───── DATA FOR THIS EXERCISE ─────
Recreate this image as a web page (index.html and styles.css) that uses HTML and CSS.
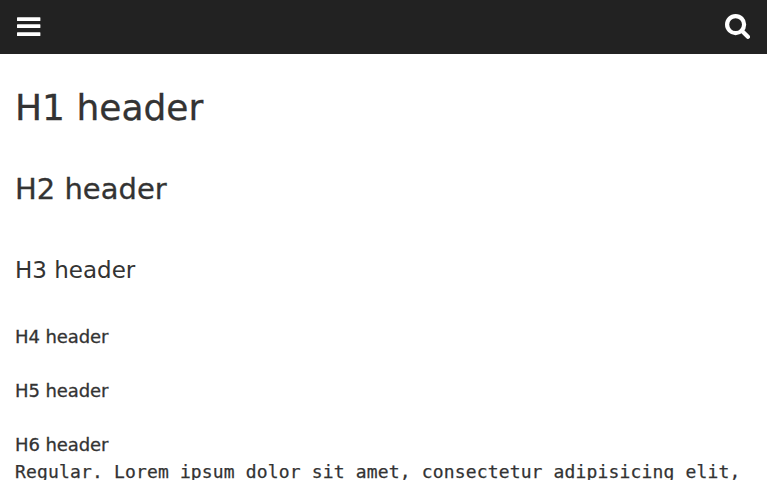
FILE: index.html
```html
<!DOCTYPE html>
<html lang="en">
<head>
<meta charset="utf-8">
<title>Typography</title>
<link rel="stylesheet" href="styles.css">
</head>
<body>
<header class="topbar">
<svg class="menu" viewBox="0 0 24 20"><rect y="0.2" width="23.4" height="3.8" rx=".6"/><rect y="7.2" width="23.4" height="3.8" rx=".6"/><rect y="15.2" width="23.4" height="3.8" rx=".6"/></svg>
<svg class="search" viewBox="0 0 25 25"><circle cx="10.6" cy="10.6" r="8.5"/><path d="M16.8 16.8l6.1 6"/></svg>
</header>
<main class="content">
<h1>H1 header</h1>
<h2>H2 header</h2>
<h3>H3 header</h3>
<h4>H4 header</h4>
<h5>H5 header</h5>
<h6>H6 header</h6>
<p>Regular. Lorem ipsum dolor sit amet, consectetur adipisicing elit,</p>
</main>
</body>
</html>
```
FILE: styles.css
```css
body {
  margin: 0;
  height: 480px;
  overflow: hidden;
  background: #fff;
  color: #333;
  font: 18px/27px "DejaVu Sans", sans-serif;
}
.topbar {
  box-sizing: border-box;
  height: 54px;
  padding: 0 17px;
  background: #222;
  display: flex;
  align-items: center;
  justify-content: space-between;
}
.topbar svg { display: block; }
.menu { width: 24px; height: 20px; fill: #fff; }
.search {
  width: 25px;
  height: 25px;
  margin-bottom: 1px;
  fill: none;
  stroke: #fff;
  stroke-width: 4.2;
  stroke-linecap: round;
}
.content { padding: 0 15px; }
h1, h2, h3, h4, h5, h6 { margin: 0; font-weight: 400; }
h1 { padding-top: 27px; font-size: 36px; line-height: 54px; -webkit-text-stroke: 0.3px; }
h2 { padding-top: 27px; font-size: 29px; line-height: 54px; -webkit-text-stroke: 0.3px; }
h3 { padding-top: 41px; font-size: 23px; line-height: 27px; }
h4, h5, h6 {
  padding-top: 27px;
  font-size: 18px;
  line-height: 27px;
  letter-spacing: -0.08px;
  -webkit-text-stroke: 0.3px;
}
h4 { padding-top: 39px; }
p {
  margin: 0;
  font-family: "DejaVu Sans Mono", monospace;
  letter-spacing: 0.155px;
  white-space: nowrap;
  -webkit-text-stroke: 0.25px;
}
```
─────
───── DATA FOR THIS EXERCISE ─────
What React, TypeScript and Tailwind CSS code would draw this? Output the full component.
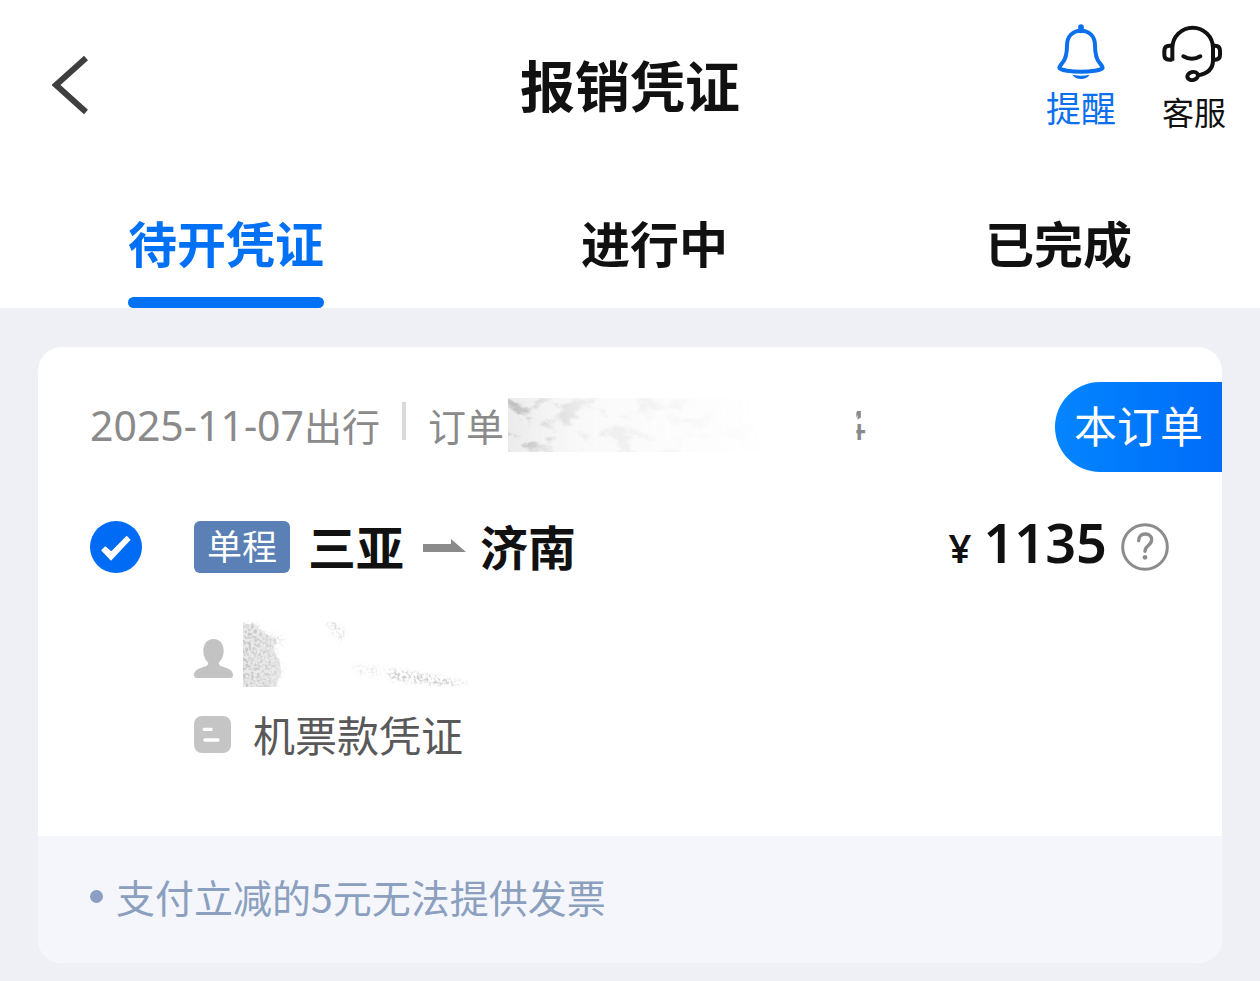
─────
───── DATA FOR THIS EXERCISE ─────
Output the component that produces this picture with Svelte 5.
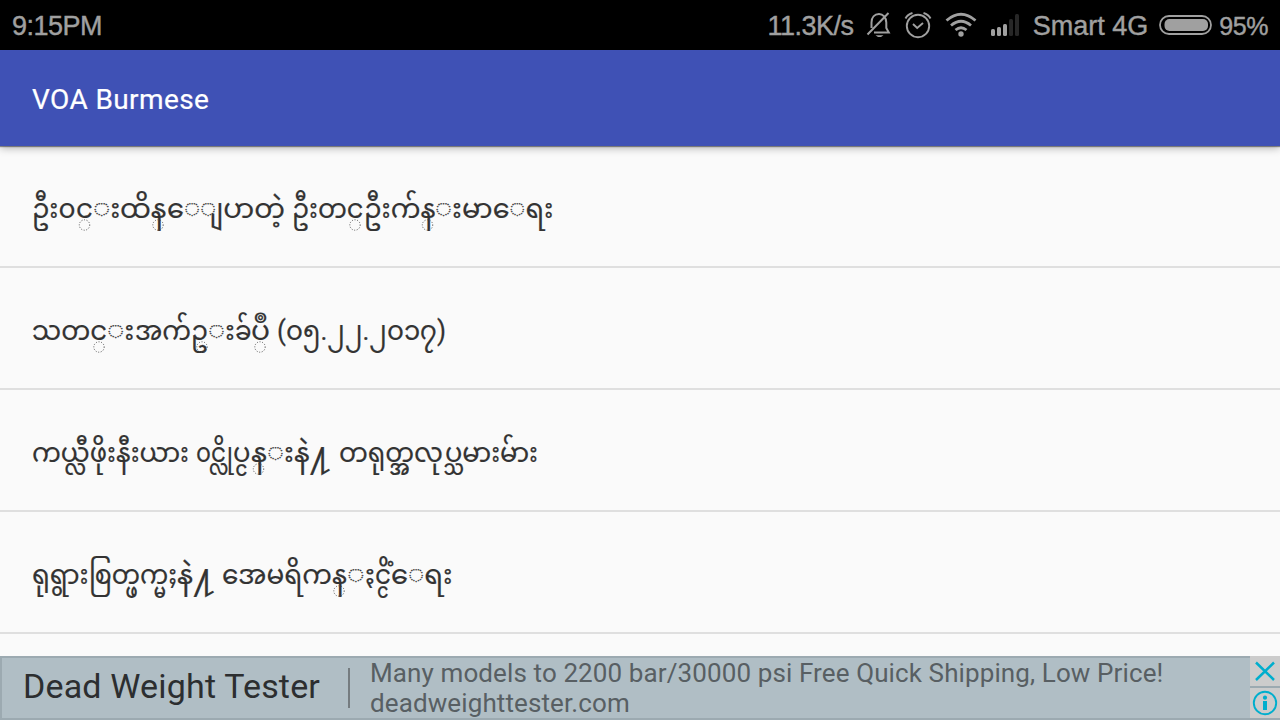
─────
#### WRITTEN TASK:
Give only the number of lines in the preceding material that contain the string "styles".

#### CORRECT RESPONSE:
3